Which is also completely accurate if you include the people who have refused to do anything about gun violence and have in fact tried to make sure there are even more guns in society and any half-wit can get one.
Missouri allows carrying concealed weapons without a permit and semi-recently lowered the age for carrying one to 19 years old.
But wait, there’s more.
The Great State of Missouri does not have a minimum age requirement for possessing a firearm and if you truly believe the right of the people to bear arms shall not be infringed — even a little bit — then you must believe it’s OK for your kindergartener to own a rocket launcher which would make things a lot more interesting next time a first-grader steals his lunch money.
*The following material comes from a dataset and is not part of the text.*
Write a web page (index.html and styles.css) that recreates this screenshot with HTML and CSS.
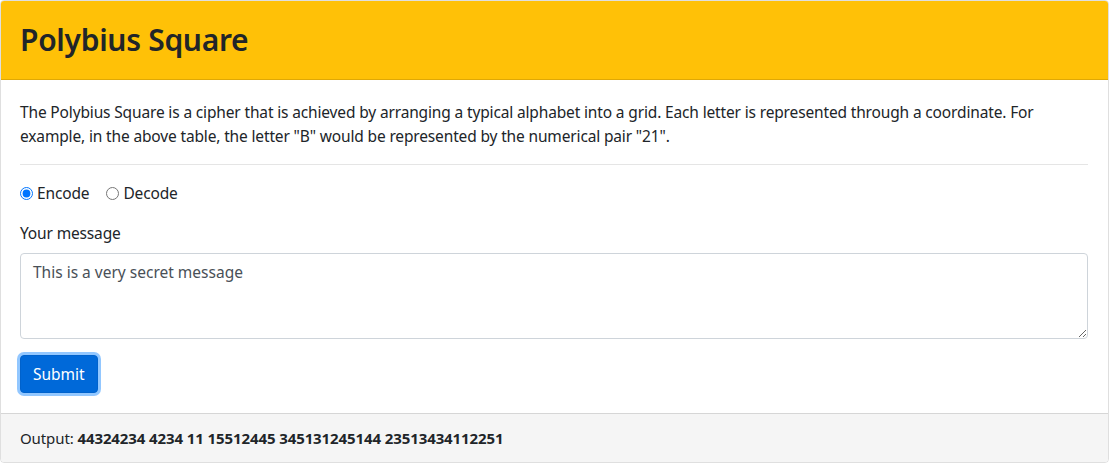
FILE: index.html
```html
<!DOCTYPE html>
<html>
<head>
<meta charset="utf-8">
<link rel="stylesheet" href="styles.css">
</head>
<body>
<div class="card">
  <div class="card-header">
    <h2 class="title">Polybius Square</h2>
  </div>
  <div class="card-body">
    <p class="intro">The Polybius Square is a cipher that is achieved by arranging a typical alphabet into a grid. Each letter is represented through a coordinate. For example, in the above table, the letter "B" would be represented by the numerical pair "21".</p>
    <hr class="divider">
    <div class="radios">
      <label class="check"><input type="radio" name="mode" checked> Encode</label>
      <label class="check"><input type="radio" name="mode"> Decode</label>
    </div>
    <div class="group">
      <label class="label" for="msg">Your message</label>
      <textarea id="msg" class="input" rows="3">This is a very secret message</textarea>
    </div>
    <button class="btn">Submit</button>
  </div>
  <div class="card-footer">Output: <strong>44324234 4234 11 15512445 345131245144 23513434112251</strong></div>
</div>
</body>
</html>
```
FILE: styles.css
```css
html, body {
  margin: 0;
  padding: 0;
  background: #fff;
}
body {
  font-family: "Noto Sans", "Open Sans", sans-serif;
  font-size: 15.5px;
  letter-spacing: -0.15px;
  line-height: 24px;
  color: #212529;
}
.card {
  width: 1109px;
  box-sizing: border-box;
  border: 1px solid rgba(0,0,0,.125);
  border-radius: 4px;
  overflow: hidden;
}
.card-header {
  background: #ffc107;
  border-bottom: 1px solid rgba(0,0,0,.125);
  padding: 0 19px;
  height: 79px;
  box-sizing: border-box;
  display: flex;
  align-items: center;
}
.title {
  margin: 0;
  font-size: 30px;
  font-weight: 600;
  letter-spacing: -0.3px;
  line-height: 38px;
}
.card-body {
  padding: 20px 20px 20px 19px;
}
.intro {
  margin: 0 0 16px;
}
.divider {
  margin: 0 0 16px;
  border: 0;
  border-top: 1px solid rgba(0,0,0,.1);
}
.radios {
  display: flex;
  gap: 17px;
  margin-bottom: 16px;
}
.check {
  display: flex;
  align-items: center;
  gap: 4px;
}
.check input {
  margin: 0;
  width: 13px;
  height: 13px;
}
.group {
  margin-bottom: 16px;
}
.label {
  display: block;
  margin-bottom: 8px;
}
.input {
  display: block;
  width: 100%;
  box-sizing: border-box;
  height: 86px;
  padding: 6px 12px;
  font: inherit;
  line-height: 24px;
  color: #495057;
  border: 1px solid #ced4da;
  border-radius: 4px;
  resize: vertical;
}
.btn {
  font: inherit;
  color: #fff;
  background: #0069d9;
  border: 1px solid #0062cc;
  border-radius: 4px;
  padding: 6px 12px;
  line-height: 24px;
  box-shadow: 0 0 0 3px rgba(38,143,255,.5);
}
.card-footer {
  background: #f5f5f5;
  border-top: 1px solid rgba(0,0,0,.125);
  padding: 12px 19px;
  font-size: 15px;
  letter-spacing: -0.1px;
}
.card-footer strong {
  font-weight: 700;
}
```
But despite our loose laws, apparently there still aren’t enough guns available, so some Missouri Republicans have been pushing for legislation that would allow people to carry concealed weapons on public transit and inside churches because you never know when you’re going to need to shoot a fellow commuter or an off-key church choir member.
If the average IQ is 100 (and it is) that means millions of Americans are running around with two-digit IQs and the people who promote gun ownership are saying let’s arm those dumbbells and we’ll all be safer.
In conclusion
In an episode of the TV classic All in the Family, Right-Wing Conservative Archie Bunker advocated stopping hijackers by giving a gun to every passenger.
In the 1970s that was considered such a ridiculous and outrageous position it was played for laughs, but we’ve advanced to the point where it’s now the position of the NRA and Republican politicians who want to suck up to the gun lobby.
And if you expect any of them to speak up and say this is getting nuts so just maybe we need to do something different, don’t hold your breath because all you’re going to get is…
A moment of silence.
Excellent, Lee. The title of your piece and its subsequent caption alone are golden. Very well thought out and written. Thank you.
First thing I saw about the shooting was that shots had been fired and there were unknown casualties but governor Parson was safe...Took a big load off my mind.